What happens if you oversize or undersize your home AC unit by a ton?
Undersizing is obvious — the unit runs constantly and never reaches the thermostat setpoint on hot days. But oversizing is worse in subtle ways. An oversized AC cools the air quickly then shuts off before removing enough humidity, leaving you with a clammy 72°F house. The short cycles also wear the compressor faster (startup is the hardest moment) and waste energy. A 1-ton oversize in a humid climate like Florida can raise indoor humidity from a comfortable 45% to a muggy 60%. Proper Manual J load calculations matter more than most homeowners realize.
What does "1 ton" of air conditioning mean in BTU/h?
Exactly 12,000 BTU/h. One ton of AC is the cooling effect of melting one short ton (2,000 lbs) of ice over 24 hours. The ice absorbs 288,000 BTU of heat as it melts (2,000 lbs × 144 BTU/lb latent heat), divided by 24 hours = 12,000 BTU/h. Residential systems run 1.5–5 tons; commercial buildings 10–500 tons. The "ton" unit persists because HVAC contractors think in tons — "that house needs a 3-ton unit" is faster than "that house needs 10.5 kW of cooling."

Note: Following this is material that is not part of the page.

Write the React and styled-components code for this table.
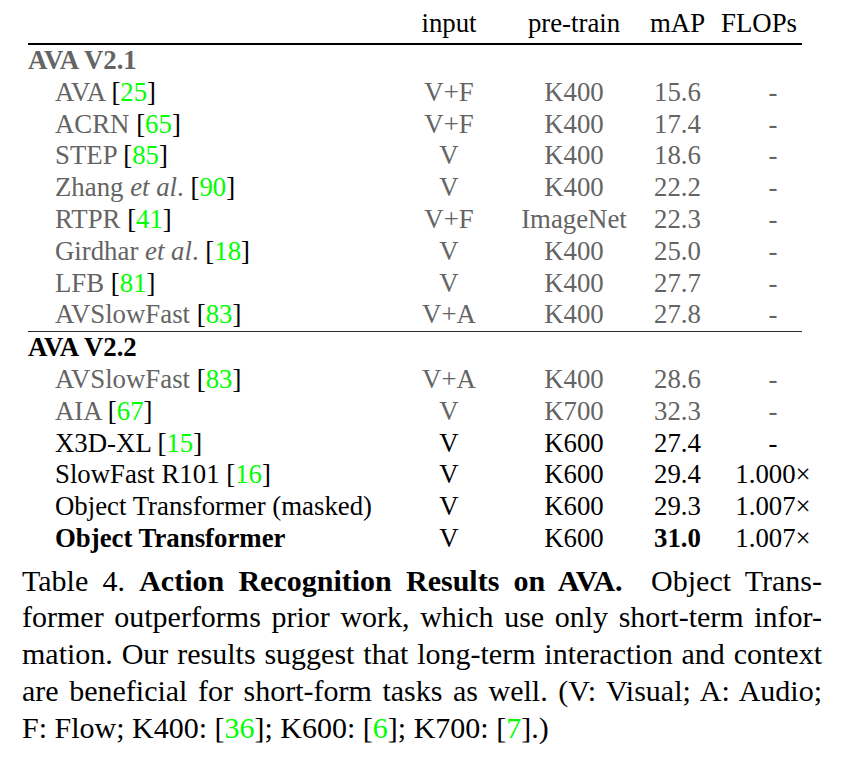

How efficient is a modern air conditioner in BTU/h per watt?
Modern units achieve 12–25 BTU/h per watt of electricity (SEER 12–25). A SEER 20 unit removes 20 BTU/h of heat for every watt consumed — effectively a 3:1 heat pump ratio. That 12,000 BTU/h window unit draws 500–1,000 W of electricity depending on efficiency. The best mini-splits achieve SEER 30+, removing 30 BTU/h per watt, making them cheaper to run than resistive electric heaters even in heating mode.
How do BTU/h ratings differ between gas furnaces and heat pumps?
A gas furnace's BTU/h rating is its thermal output after combustion efficiency losses (typically 80–96% of fuel input). A heat pump's BTU/h rating is the heat delivered including energy moved from outside — at COP 3, a heat pump delivering 36,000 BTU/h uses only 12,000 BTU/h worth of electricity. This makes direct BTU/h comparisons misleading: a 60,000 BTU/h furnace and a 60,000 BTU/h heat pump deliver the same heat, but the heat pump uses one-third the energy.